What you need to do => Copy all the data exactly, except the pictures.

Stored data =>
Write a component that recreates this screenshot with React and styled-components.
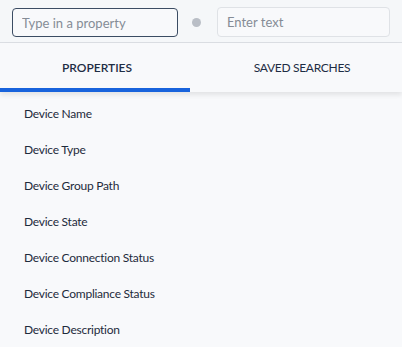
import React from "react";
import styled, {createGlobalStyle} from "styled-components";

const GlobalStyle = createGlobalStyle`
  body {
    margin: 0;
    background: #f8f9fb;
    font-family: "Lato", "Liberation Sans", sans-serif;
  }
`

const Page = styled.div`
  width: 402px;
  height: 347px;
  overflow: hidden;
  background: #f8f9fb;
`

const SearchBar = styled.div`
  height: 43px;
  box-sizing: border-box;
  padding: 7px 11px 0 12px;
  display: flex;
  align-items: flex-start;
  border-bottom: 1px solid #dcdfe4;
  background: #f5f7f9;
`

const Field = styled.input`
  box-sizing: border-box;
  height: ${p => p.$active ? "29px" : "30px"};
  margin-top: ${p => p.$active ? "1px" : "0"};
  width: ${p => p.$width}px;
  border: 1px solid ${p => p.$active ? "#3b4c63" : "#dfe2e6"};
  border-radius: 4px;
  background: #f8f9fb;
  padding: 0 10px 0 9px;
  font: 13px "Lato", "Liberation Sans", sans-serif;
  color: #1e2b3c;
  outline: none;

  &::placeholder {
    color: #858c96;
  }
`

const Dot = styled.span`
  width: 9px;
  height: 9px;
  border-radius: 50%;
  background: #b9bec6;
  margin: 11px 16px 0 14px;
  flex: none;
`

const Tabs = styled.div`
  display: flex;
  height: 49px;
  background: #f8f9fb;
  box-shadow: 0 3px 5px rgba(0, 0, 0, 0.09);
`

const Tab = styled.div`
  width: ${p => p.$width}px;
  box-sizing: border-box;
  display: flex;
  align-items: center;
  justify-content: center;
  padding: 4px 0 0 ${p => p.$shift || 0}px;
  font: ${p => p.$active ? 600 : 400} 12px "Lato", "Liberation Sans", sans-serif;
  letter-spacing: ${p => p.$active ? "0" : "-0.3px"};
  color: #1e2d44;
  border-bottom: 4px solid ${p => p.$active ? "#1863dc" : "transparent"};
`

const List = styled.ul`
  list-style: none;
  margin: 0;
  padding: 9px 0 0 24px;
`

const Item = styled.li`
  height: 36px;
  font: 12px/26px "Lato", "Liberation Sans", sans-serif;
  letter-spacing: -0.25px;
  color: #1e2b3c;
`

const properties = [
  "Device Name",
  "Device Type",
  "Device Group Path",
  "Device State",
  "Device Connection Status",
  "Device Compliance Status",
  "Device Description",
]

export default function App() {
  return (
    <Page>
      <GlobalStyle/>
      <SearchBar>
        <Field $active $width={166} placeholder="Type in a property" autoFocus/>
        <Dot/>
        <Field $width={173} placeholder="Enter text"/>
      </SearchBar>
      <Tabs>
        <Tab $active $width={190} $shift={4}>PROPERTIES</Tab>
        <Tab $width={212} $shift={12}>SAVED SEARCHES</Tab>
      </Tabs>
      <List>
        {properties.map(p => <Item key={p}>{p}</Item>)}
      </List>
    </Page>
  )
}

Written reply =>
Write a component that recreates this screenshot with React and styled-components.
import React from "react";
import styled, {createGlobalStyle} from "styled-components";

const GlobalStyle = createGlobalStyle`
  body {
    margin: 0;
    background: #f8f9fb;
    font-family: "Lato", "Liberation Sans", sans-serif;
  }
`

const Page = styled.div`
  width: 402px;
  height: 347px;
  overflow: hidden;
  background: #f8f9fb;
`

const SearchBar = styled.div`
  height: 43px;
  box-sizing: border-box;
  padding: 7px 11px 0 12px;
  display: flex;
  align-items: flex-start;
  border-bottom: 1px solid #dcdfe4;
  background: #f5f7f9;
`

const Field = styled.input`
  box-sizing: border-box;
  height: ${p => p.$active ? "29px" : "30px"};
  margin-top: ${p => p.$active ? "1px" : "0"};
  width: ${p => p.$width}px;
  border: 1px solid ${p => p.$active ? "#3b4c63" : "#dfe2e6"};
  border-radius: 4px;
  background: #f8f9fb;
  padding: 0 10px 0 9px;
  font: 13px "Lato", "Liberation Sans", sans-serif;
  color: #1e2b3c;
  outline: none;

  &::placeholder {
    color: #858c96;
  }
`

const Dot = styled.span`
  width: 9px;
  height: 9px;
  border-radius: 50%;
  background: #b9bec6;
  margin: 11px 16px 0 14px;
  flex: none;
`

const Tabs = styled.div`
  display: flex;
  height: 49px;
  background: #f8f9fb;
  box-shadow: 0 3px 5px rgba(0, 0, 0, 0.09);
`

const Tab = styled.div`
  width: ${p => p.$width}px;
  box-sizing: border-box;
  display: flex;
  align-items: center;
  justify-content: center;
  padding: 4px 0 0 ${p => p.$shift || 0}px;
  font: ${p => p.$active ? 600 : 400} 12px "Lato", "Liberation Sans", sans-serif;
  letter-spacing: ${p => p.$active ? "0" : "-0.3px"};
  color: #1e2d44;
  border-bottom: 4px solid ${p => p.$active ? "#1863dc" : "transparent"};
`

const List = styled.ul`
  list-style: none;
  margin: 0;
  padding: 9px 0 0 24px;
`

const Item = styled.li`
  height: 36px;
  font: 12px/26px "Lato", "Liberation Sans", sans-serif;
  letter-spacing: -0.25px;
  color: #1e2b3c;
`

const properties = [
  "Device Name",
  "Device Type",
  "Device Group Path",
  "Device State",
  "Device Connection Status",
  "Device Compliance Status",
  "Device Description",
]

export default function App() {
  return (
    <Page>
      <GlobalStyle/>
      <SearchBar>
        <Field $active $width={166} placeholder="Type in a property" autoFocus/>
        <Dot/>
        <Field $width={173} placeholder="Enter text"/>
      </SearchBar>
      <Tabs>
        <Tab $active $width={190} $shift={4}>PROPERTIES</Tab>
        <Tab $width={212} $shift={12}>SAVED SEARCHES</Tab>
      </Tabs>
      <List>
        {properties.map(p => <Item key={p}>{p}</Item>)}
      </List>
    </Page>
  )
}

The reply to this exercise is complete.